After lunch, I met my assigned Judicial Assistant, Georgina. The Judicial Assistant (‘JA’) role is in place to support their assigned Lord or Lady Justice with bench memoranda and case summaries for appeals as requested and runs for the legal year. Georgina was assigned to two Lord Justices giving me a wide exposure to proceedings during my internship. Before we finished for the day, I was introduced to Lord Justice Nugee, one of my appointed Lord Justices. Over a cup of tea, he immediately put me at ease during our conversation and showed a genuine interest and knowledge in the Bridging the Bar scheme.
Tuesday 21 November 2023:
Following the excitement from Monday, I arrived at The Royal Courts of Justice at 9.15 am and met Georgina, where we went straight into preparation for today’s hearing. This was a hearing involving the Denton principle and imposed sanctions. With less than 30 mins, I quickly familiarised myself with the facts of the case, and then proceeded to meet Lord Justice Birss who was just as welcoming as Lord Justice Nugee. With a genuine interest in my journey to the bar and openly inviting questions, Lord Justice Birss showed me that the highest members of the judiciary are just normal people who are very good at what they do. All three of us attended a Pre-Court meeting with the other Justices and I observed a discussion of the facts of the upcoming case and how the expected submissions will affect any potential judgment before heading into court for the hearing. Submissions for both sides of the case continued until the afternoon hearing where the Justices retired to their chambers to discuss their judgment. I was surprised to hear that due to the high workload it can often be a number of weeks before a judgement has been sent across to the relevant parties.
Wednesday 22 November 2023:
Wednesday has a very busy agenda and as such I arrived at the Royal Courts of Justice at 9.00 am to prepare for today’s hearing with Lord Justice Birss. The hearing was one regarding easements and parking for apartments in Greater London. This was going to take place for a full day between 10.30 am and 4.30 pm and happened to be an excellent opportunity to see some varying styles of advocacy and complex submissions.

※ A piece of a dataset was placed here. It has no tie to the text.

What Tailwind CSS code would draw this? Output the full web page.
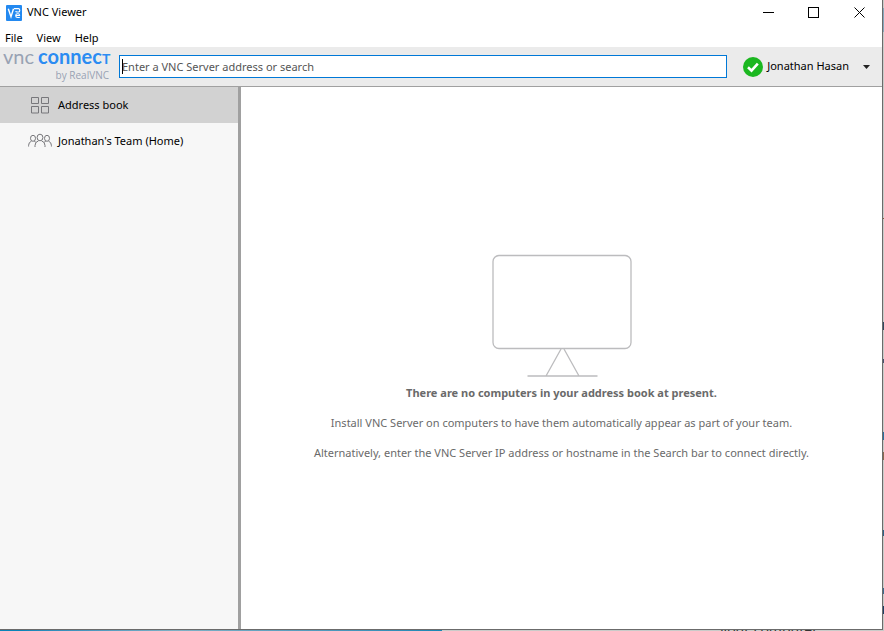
<!DOCTYPE html>
<html lang="en">
<head>
<meta charset="utf-8">
<meta name="viewport" content="width=device-width, initial-scale=1">
<title>VNC Viewer</title>
<script src="https://cdn.jsdelivr.net/npm/@tailwindcss/browser@4"></script>
</head>
<body class="relative h-screen overflow-hidden bg-[#c9cbc9] pr-px pb-px font-['Noto_Sans','Open_Sans',sans-serif] text-[11px] text-black">
<!-- Desktop showing past the window edges -->
<div class="absolute inset-x-0 bottom-0 h-px overflow-hidden" aria-hidden="true">
  <div class="absolute left-0 h-px w-1/2 bg-linear-to-r from-[#0a84b8] from-5% via-[#7fb0c4] via-40% to-[#1787b5]"></div>
  <div class="absolute left-[720px] -top-2 text-sm leading-4 text-[#333]">your computer</div>
</div>
<div class="absolute inset-y-0 right-0 w-px" aria-hidden="true">
  <div class="absolute top-2 h-6 w-px bg-[#86a8bd]"></div>
  <div class="absolute top-[218px] h-px w-px bg-[#8a5a3a]"></div>
  <div class="absolute top-[322px] h-2 w-px bg-[#30485f]"></div>
  <div class="absolute top-[359px] h-1 w-px bg-[#47506f]"></div>
  <div class="absolute top-[432px] h-2 w-px bg-[#2a6fa0]"></div>
  <div class="absolute top-[452px] h-2 w-px bg-[#8a6a50]"></div>
  <div class="absolute top-[530px] h-1.5 w-px bg-[#2c6288]"></div>
  <div class="absolute top-[588px] h-1.5 w-px bg-[#3a6a8f]"></div>
  <div class="absolute top-[606px] h-2 w-px bg-[#1d3f66]"></div>
</div>

<div class="flex h-full flex-col border-r border-b border-[#6b6b6b] bg-white">
  <header class="flex h-[25px] shrink-0 items-center pl-1.5">
    <svg class="size-4" viewBox="0 0 16 16" fill="none" aria-hidden="true">
      <rect width="16" height="16" rx="1" fill="#2389f0"/>
      <path d="M2.300 3.800l2.700 8 2.500-8" stroke="#fff" stroke-width="1.400"/>
      <path d="M8 3.600h4.400q1.300 0 1.300 1.300v.8q0 1.300-1.300 1.300h-1.400q-1.200 0-1.200-1M13.800 12.500h-2.200q-1.900 0-1.900-1.700v-.4q0-1.700 1.900-1.700h.5q1.500 0 1.500 1.800h-3.500" stroke="#fff" stroke-width="1.100"/>
    </svg>
    <h1 class="ml-[5px] flex-1">VNC Viewer</h1>
    <button class="grid h-6 w-[45px] place-items-center" aria-label="Minimize"><svg class="size-[11px]" viewBox="0 0 11 11" stroke="#000" shape-rendering="crispEdges"><path d="M0 5.500h11"/></svg></button>
    <button class="grid h-6 w-[45px] place-items-center" aria-label="Maximize"><svg class="size-[11px]" viewBox="0 0 11 11" fill="none" stroke="#000" shape-rendering="crispEdges"><rect x=".5" y=".5" width="10" height="10"/></svg></button>
    <button class="grid h-6 w-[46px] place-items-center" aria-label="Close"><svg class="size-[11px]" viewBox="0 0 11 11" stroke="#000"><path d="M.5.5l10 10M10.500.5l-10 10"/></svg></button>
  </header>

  <nav class="flex h-[22px] shrink-0 items-end gap-3.5 pb-px pl-[5px]" aria-label="Menu">
    <button class="leading-4">File</button>
    <button class="leading-4">View</button>
    <button class="leading-4">Help</button>
  </nav>

  <div class="flex h-10 shrink-0 items-center border-b border-[#a0a0a0] bg-[#ebebeb]">
    <div class="w-[119px] shrink-0 pb-1 pl-[3px] font-['Lato',sans-serif]">
      <div class="flex items-baseline gap-1 text-xl leading-4 whitespace-nowrap">
        <span class="text-[#98a2b3]">vnc</span>
        <span class="font-bold text-[#2b8cf2]">connec<span class="text-sm">T</span></span>
      </div>
      <div class="w-[106px] text-right font-['Open_Sans',sans-serif] text-[10px] leading-3 text-[#98a2b3]">by RealVNC</div>
    </div>
    <div class="relative min-w-0 flex-1">
      <input type="text" aria-label="VNC Server address or search" placeholder="Enter a VNC Server address or search" class="block h-[23px] w-full border border-[#0078d7] bg-white px-0.5 outline-none placeholder:text-[#555]">
      <span class="absolute top-1 left-[3px] h-[15px] w-px bg-black" aria-hidden="true"></span>
    </div>
    <button class="ml-4 flex items-center pr-3">
      <svg class="size-5" viewBox="0 0 20 20" fill="none" aria-hidden="true"><circle cx="10" cy="10" r="10" fill="#1bb720"/><path d="M5 10.300l3.500 3.300 6.300-7" stroke="#fff" stroke-width="2.600"/></svg>
      <span class="ml-1 whitespace-nowrap">Jonathan Hasan</span>
      <svg class="ml-3.5 h-1 w-[7px]" viewBox="0 0 7 4" aria-hidden="true"><path d="M0 0h7L3.500 4z" fill="#222"/></svg>
    </button>
  </div>

  <div class="flex min-h-0 flex-1">
    <aside class="w-[241px] shrink-0 border-r-3 border-[#a0a0a0] bg-[#f7f7f7]">
      <button class="flex h-9 w-full items-center gap-1.5 bg-[#d2d2d2] pl-7">
        <svg class="h-[18px] w-6" viewBox="0 0 24 18" fill="none" stroke="#77777b" aria-hidden="true"><path d="M3.500 1.500h7v6h-7zM13.500 1.500h7v6h-7zM3.500 10.500h7v6.500h-7zM13.500 10.500h7v6.500h-7z"/></svg>
        Address book
      </button>
      <button class="flex h-9 w-full items-center gap-1.5 pl-7">
        <svg class="h-4 w-6" viewBox="0 0 24 16" fill="none" stroke="#77777b" aria-hidden="true"><ellipse cx="12" cy="4.500" rx="2.900" ry="3.300"/><ellipse cx="5" cy="5.300" rx="2.500" ry="3"/><ellipse cx="19" cy="5.300" rx="2.500" ry="3"/><path d="M7 14v-1.500q0-3.500 3.500-4.700M17 14v-1.500q0-3.500-3.500-4.700M.6 13.500v-1.200q0-3 2.900-4.200M6.200 8.100l1.600 1.100M23.400 13.500v-1.200q0-3-2.900-4.200M17.800 8.100l-1.600 1.100"/></svg>
        Jonathan's Team (Home)
      </button>
    </aside>
    <main class="flex min-w-0 flex-1 flex-col items-center justify-center text-center text-[#6a6a6a]">
      <svg class="h-[123px] w-[140px]" viewBox="0 0 140 123" fill="none" stroke="#bcbcbe" stroke-width="1.300" aria-hidden="true"><rect x="1" y="1.500" width="138" height="93" rx="6"/><path d="M69 95L54 122M72 95L87 122M35.500 122h70"/></svg>
      <p class="mt-1.5 leading-5 font-bold">There are no computers in your address book at present.</p>
      <p class="mt-2.5 leading-5">Install VNC Server on computers to have them automatically appear as part of your team.</p>
      <p class="mt-2.5 leading-5">Alternatively, enter the VNC Server IP address or hostname in the Search bar to connect directly.</p>
    </main>
  </div>
</div>
</body>
</html>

Following the hearing, all the interns went across to The Rolls Building where a roundtable discussion was held with Lord and Lady Justices about how we can improve diversity at the bar. Three pre-approved questions were discussed and some inciteful and passionate thoughts were shown by my fellow interns. It was acknowledged that there needs to be an increase in diversity at the Judiciary, however, this will not take place until it is addressed and accelerated at the Bar. Following the roundtable discussion, the Justices stayed for a more informal discussion and were more than willing to share their own experiences and recommendations regarding a career at the Bar. In an informal setting, I took the opportunity to understand the difficulties and prejudices that the Justices had overcome to reach their positions as well as hearing words of encouragement for my own future journey. I took the opportunity this evening to meet my Bridging the Bar mentor, Jeremy, who was based near Lincolns Inn. Being based in the North West, our calls tend to be over MS Teams so it was a real pleasure to finally meet in person and have a discussion as how to help progress my pupillage applications.
Thursday 23 November 2023:
Once again a busy day was to be taking place, and so I arrived for security opening the Royal Courts of Justice at 9.00 am. It is a testament to how welcoming the Judicial Assistant team and specifically Georgina had been that by Thursday I felt as if I had been working at The Court of Appeal for weeks. I felt relaxed around all the team members and was enjoying all of the questions and discussions that were developing throughout the days.
Today’s hearing was extremely interesting and was held when I shadowed Lord Justice Nugee. This case revolved around permission to appeal when previous permission had been refused. Whilst quite an unusual appeal this took into halfway through the afternoon before a decision was to be made. Unusually the judgment for this appeal was handed down within an hour of the hearing. Whilst this is not normally the case, it was important as the parties involved in this appeal had a scheduled further hearing in just under two weeks where the decision held today was of paramount importance.
Friday 24 November 2023:
There were no hearings today because the Court of Appeal does not usually sit on a Friday. The Judicial Assistants were all busy preparing bench memorandums and case summaries for cases the following week.
During our lunch break the interns posed for pictures outside the entrance of the Royal Courts of Justice which will make a great addition to my study wall. Georgina then took me to Lincoln’s Inn where we had ‘member’s lunch’. Lincoln’s Inn has a grand hall full of history which hosts an outstanding lunch every day. This was another amazing experience that you do not appreciate until you experience it first hand.
Full from lunch we headed across to The Rolls Building where the interns each made a presentation to a panel of Justices and the Judicial Assistants, discussing their journey to the Bar and what they have taken from the week. I learnt so much about my fellow Bridging the Bar interns in this short time that I didn’t realise from our previous interactions. I was humbled and the presentations gave me great admiration for my colleagues. The stories and obstacles that our interns have overcome and how they were articulated were portrayed in a way to be admired.
The week at the Court of Appeal has taught me so much and I will be always grateful to Bridging the Bar and the Judiciary for facilitating this, however, my key takeaways from the week are:
- There is a huge amount of hard work that goes into each case which is not always evident from the outside looking in. Before the internship, I only really appreciated the hearing and the judgment that would appear a few weeks following.
- The Judicial Assistants did an excellent job and were outstanding in the support and answering all the questions that the interns and I had throughout the week.
- Finally, it is excellent to hear about the work that is being undertaken by the Judiciary to improve diversity, however, there is an acknowledgement that this has to start at the Bar.
Whilst change is taking place… there is still work to be done.